From the ATSB’s perspective at least, the root cause of the software fault is an incompleteness in the requirements specification resulting in the OPS having an incorrect model of the system upon startup. Safety engineers have frequently pointed out that inadequate specifications are the primary cause of safety related software problems, see for example the work of Leveson (1995) and Lutz (1993). Their work has identified incompleteness in software specifications as a major source of these problems. Leveson posits appears to be that these incompleteness errors are related to fundamental human cognitive biases (Leveson 2000).
But what about DO-178B?
The ADIRU OFS had been previously certified as meeting the requirements of DO-178B the de-facto software certification standard for aviation software. So, if the software had been developed to DO-178, why was this fault still present? To answer this question one needs to understand that DO-178 is a process standard. Simplistically one formulates high level requirements at one end, follow the DO-178 process for deriving more and more detailed requirements and verifying them religiously until finally out pops a verified software product at the other end. If you follow the process your software is deemed to be safe. As a process standard DO-178 was not intended, and nor does it, incorporate any lessons learned from previous accidents or incidents involving software. So unlike other engineering standards, which embody the remembrance of past mistakes, DO-178 is therefore ‘memory-less’.
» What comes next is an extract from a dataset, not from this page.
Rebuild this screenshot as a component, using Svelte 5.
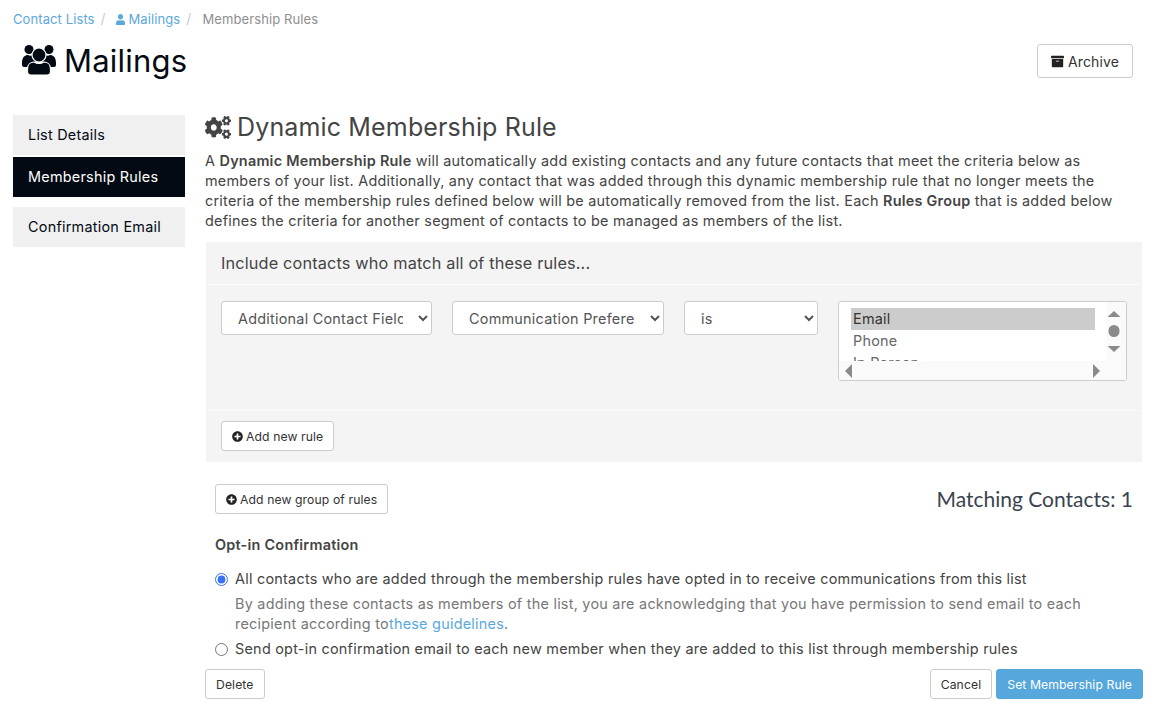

As a result there is nothing in DO-178 that prevents a software development team from recapitulating the sins of the past, or in this case, failing to ensure that the internal OPS model of the accelerometer state was updated to reflect the actual accelerometer operational state at startup. Had such a requirement been levied the ADIRU software would have been re-certified as meeting it at each new release and it’s reasonable to expect that the ‘masked’ software fault would have been detected when the masking functionality was removed.
As it happens the missing requirement identified above was derived directly from a set of completeness criteria developed to identify missing, incorrect or ambiguous requirements for process control software (Leveson 1995). These criteria have been part of the published literature for more than a decade, yet the question of software requirements completeness has still not been meaningfully addressed by the current crop of software safety standards, including of course DO-178B. So where does that leave us? Clearly DO-178 has not delivered a safe software product in this instance, yet this failure seems not to have triggered any alarm bells with either regulators or standardisation bodies.
Unsettling isn’t it.
1. The ADIRU was designed with fault containment areas that allowed continued operation with an unserviceable item in any of the FCAs. This allowed operators to defer maintenance until the number of serviceable FCMs in any single area was less than that specified by the component manufacturer.
2. As a BTW we should definitely thank the Boeing engineers who decided to leave the MVS algorithm in place, despite theoretical analyses indicating that the theorised ADIRU outputs could not occur.
1. ATSB Transport Safety Report, Aviation Occurrence Investigation, AO-200503722 Final Report on In-flight upset event 240 km north-west of Perth, WA Boeing Company 777-200, 9M-MRG 1 August 2005.
2. Leveson, N.G., Safeware: System Safety and Computers, Addison-Wesley Pub., 1995.
3. Leveson, N.G., Completeness in Formal Specification Language Design for Process-Control Systems, Proc. of the ACM SigSoft 3rd workshop on Formal methods in software practice, pp 75 – 87, 2000.
4. Lutz, R.R., Analysing software requirements errors in safety-critical, embedded systems, Proc. of the IEEE International Symposium on Requirements Engineering, pp 35–46, 1993.